日本その日その日 E.S.モース(石川欣一訳) 第四章 再び東京へ 2 日光街道点描2 お歯黒のこと
磨き上げた黒い歯を持つ既婚の婦人連は、外国人にとってぞっとする程驚く可きものである。最初に黒磨料をつける時、彼等は色がよくしみ込むようにしばらく唇を離している。このように唇を引き離していることはやがて癖になる。とにかく、彼等はめったに唇を閉じていない。若い男が扇子を持ち出して、我々に名前を書いてくれといった。私が私の分に虫や見を沢山書いてやったら、彼は大いによろこんで、返礼に菓子を一袋呉れた。砂糖漬の杏(プラム)はうまかったが、他の砂糖菓子は何等の味もしないので、外国人にはうまいとは思われぬ。
[やぶちゃん注:「黒磨料」ここの原文は“When the blackening is first applied they keep their lips apart for
a while that the color may set.”。「黒磨料」はこれで「おはぐろ」と訓ずる当て字であるが、習慣も遠くなった今は「お歯黒」(「鉄漿(おはぐろ)」もあるが)を用いた方が現代の読者にはすんなり読める。

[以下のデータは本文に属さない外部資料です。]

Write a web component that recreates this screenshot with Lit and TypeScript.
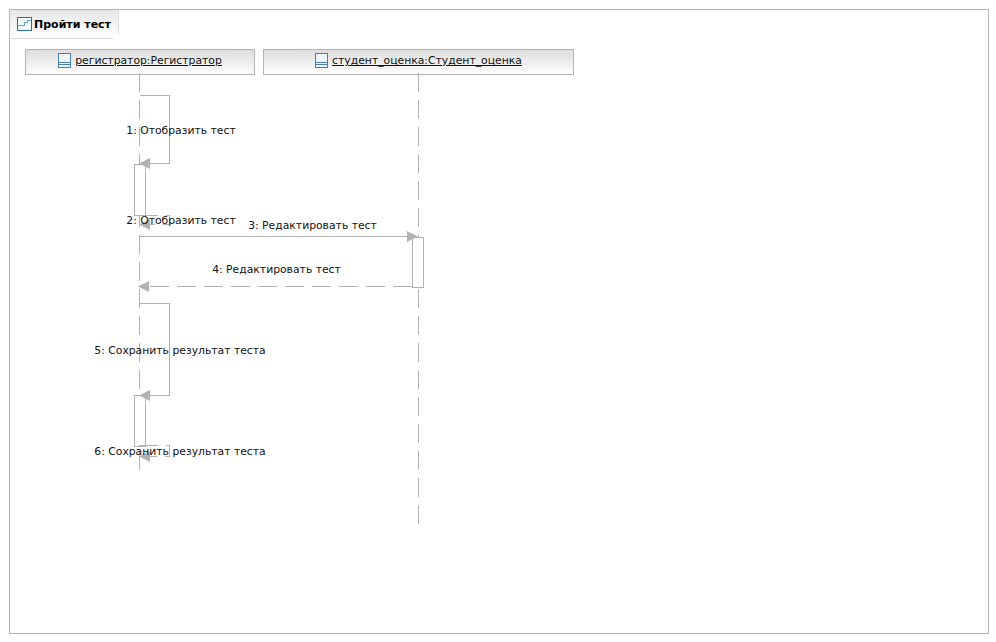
import { LitElement, html, css, svg } from "lit";
import { customElement } from "lit/decorators.js";

const GREY = "#b2b2b2";
const DASH = "19 8";

const nodes = [
  { x: 25, w: 230, name: "регистратор:Регистратор" },
  { x: 263, w: 311, name: "студент_оценка:Студент_оценка" },
];

const labels = [
  { cx: 181, y: 130, t: "1: Отобразить тест" },
  { cx: 181, y: 220, t: "2: Отобразить тест" },
  { cx: 312.5, y: 225, t: "3: Редактировать тест" },
  { cx: 276.5, y: 269, t: "4: Редактировать тест" },
  { cx: 180, y: 350, t: "5: Сохранить результат теста" },
  { cx: 180, y: 451, t: "6: Сохранить результат теста" },
];

const rects = [
  [134, 164, 11, 51],
  [412, 237, 11, 50],
  [134, 395, 11, 51],
];

const lines = [
  "M139.5 95.5H169.5V163.5H149",
  "M139.5 236.5H408",
  "M139.5 303.5H169.5V395.5H149",
];

const lifelines = ["M139.5 73V470", "M418.5 73V524"];

const dashed = [
  "M412 286.5H149",
  "M139 215.5H169.5V224.5H149",
  "M139 445.5H169.5V456.5H149",
];

const arrowsLeft = [
  [139, 163.5],
  [139, 224.5],
  [138, 286.5],
  [139, 395.5],
  [139, 456.5],
];

@customElement("app-root")
export class AppRoot extends LitElement {
  static styles = css`
    :host {
      display: block;
      width: 996px;
      height: 642px;
      padding: 9px 7px 8px 9px;
      box-sizing: border-box;
      background: #fff;
      font-family: "DejaVu Sans", Verdana, sans-serif;
      font-size: 10.8px;
      color: #111;
    }
    .frame {
      height: 100%;
      box-sizing: border-box;
      border: 1px solid #b4b4b4;
      display: flex;
      flex-direction: column;
      position: relative;
    }
    .tab {
      width: 109px;
      height: 29px;
      box-sizing: border-box;
      display: flex;
      align-items: center;
      gap: 2px;
      padding: 0 0 0 7px;
      font-size: 11px;
      font-weight: bold;
      color: #000;
      background: linear-gradient(to bottom, #e6e6e6, #ffffff);
      border-right: 1px solid #dcdcdc;
      border-bottom: 1px solid #dcdcdc;
      clip-path: polygon(0 0, 100% 0, 100% calc(100% - 6px), calc(100% - 6px) 100%, 0 100%);
      white-space: nowrap;
    }
    .tab svg {
      flex: none;
      display: block;
    }
    .node {
      position: absolute;
      top: 39px;
      height: 26px;
      box-sizing: border-box;
      border: 1px solid #b4b4b4;
      background: linear-gradient(to bottom, #dedede, #fdfdfd);
      display: flex;
      align-items: center;
      justify-content: center;
      gap: 4px;
      padding-bottom: 3px;
      white-space: nowrap;
    }
    .node span {
      text-decoration: underline;
    }
    .node svg {
      flex: none;
      display: block;
    }
    .diagram {
      position: absolute;
      left: -10px;
      top: -10px;
      width: 996px;
      height: 642px;
      pointer-events: none;
    }
    .label {
      position: absolute;
      transform: translate(-50%, -50%);
      white-space: nowrap;
    }
  `;

  private classIcon() {
    return html`<svg width="13" height="15" viewBox="0 0 13 15" fill="none" stroke="#4a80b8">
      <rect x="0.5" y="0.5" width="12" height="14" fill="#f0f5fb"></rect>
      <path d="M0.5 9.5H12.5M0.5 11.5H12.5"></path>
    </svg>`;
  }

  render() {
    return html`<div class="frame">
      <div class="tab">
        <svg width="15" height="14" viewBox="0 0 15 14" fill="none" shape-rendering="crispEdges">
          <rect x="0.5" y="0.5" width="14" height="13" fill="#f2f8fc" stroke="#2f6f9f"></rect>
          <path d="M1 8.5H7.5V5.5H10.5V3.5H14" stroke="#6fa3c8"></path>
        </svg>
        <span>Пройти тест</span>
      </div>
      ${nodes.map(
        (n) => html`<div class="node" style="left:${n.x - 10}px;width:${n.w}px">
          ${this.classIcon()}<span>${n.name}</span>
        </div>`
      )}
      <svg class="diagram" viewBox="0 0 996 642" fill="none" stroke=${GREY} shape-rendering="crispEdges">
        ${lifelines.map((d) => svg`<path d=${d} stroke-dasharray=${DASH}></path>`)}
        ${rects.map(
          ([x, y, w, h]) =>
            svg`<rect x=${x + 0.5} y=${y + 0.5} width=${w} height=${h} fill="#fff"></rect>`
        )}
        ${dashed.map((d) => svg`<path d=${d} stroke-dasharray=${DASH}></path>`)}
        ${lines.map((d) => svg`<path d=${d}></path>`)}
        <g fill=${GREY} stroke="none" shape-rendering="auto">
          ${arrowsLeft.map(
            ([x, y]) => svg`<path d="M${x} ${y}L${x + 11} ${y - 5.5}V${y + 5.5}Z"></path>`
          )}
          <path d="M418 236.5L407 231V242Z"></path>
        </g>
      </svg>
      ${labels.map(
        (l) => html`<div class="label" style="left:${l.cx - 10}px;top:${l.y - 10}px">${l.t}</div>`
      )}
    </div>`;
  }
}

「このように唇を引き離していることはやがて癖になる。とにかく、彼等はめったに唇を閉じていない」原文は“Thus holding the lips apart becomes a habit; at all events, they are
rarely seen with the lips closed.”であるが、このモースの観察は恰もお歯黒を附ける習慣から、日本人女性は唇を閉じないようになってしまったという形態学的推論をしているとしか読めない。しかしこれは、日本人を含む東洋人に非常に多く見られる「受け口」(歯科学で言う不正咬合の一形態である下顎前突症。噛み合わせたときに下顎にある歯全体が上顎の対応位置の歯全体より前方に突出していること。しゃくれ・反対咬合とも言う。見た目上の特徴としては下唇が上唇よりも明らかに前にあって、常に口を意識的に半開きにしているように見える)を誤認したもののように私には読める。この反対咬合は欧米では非常に珍しい症状であるが、東洋系人種では極めて一般的に見られる不正咬合で、欧米の白人の場合は人種的に目(眼窩)が大きく鼻梁が高い特徴を持ち、顔面の中央部の発達が良好であるために反対咬合になりにくいが、東洋人では概してこの部分の発達が少し弱いタイプが多く、この症状が出易いと考えられている(ここはウィキの「下顎前突症」及び「洗足スクエア歯科医院」公式サイトの「症例紹介」の「典型的な骨格性反対咬合の矯正治療例(幼児期からの治療)」にある反対咬合の記載を参照した)。
「砂糖漬の杏(プラム)」原文“The sugar plums”。但し、本当にアンズ Prunus armeniaca なのかどうかはちょっと疑問な気がする。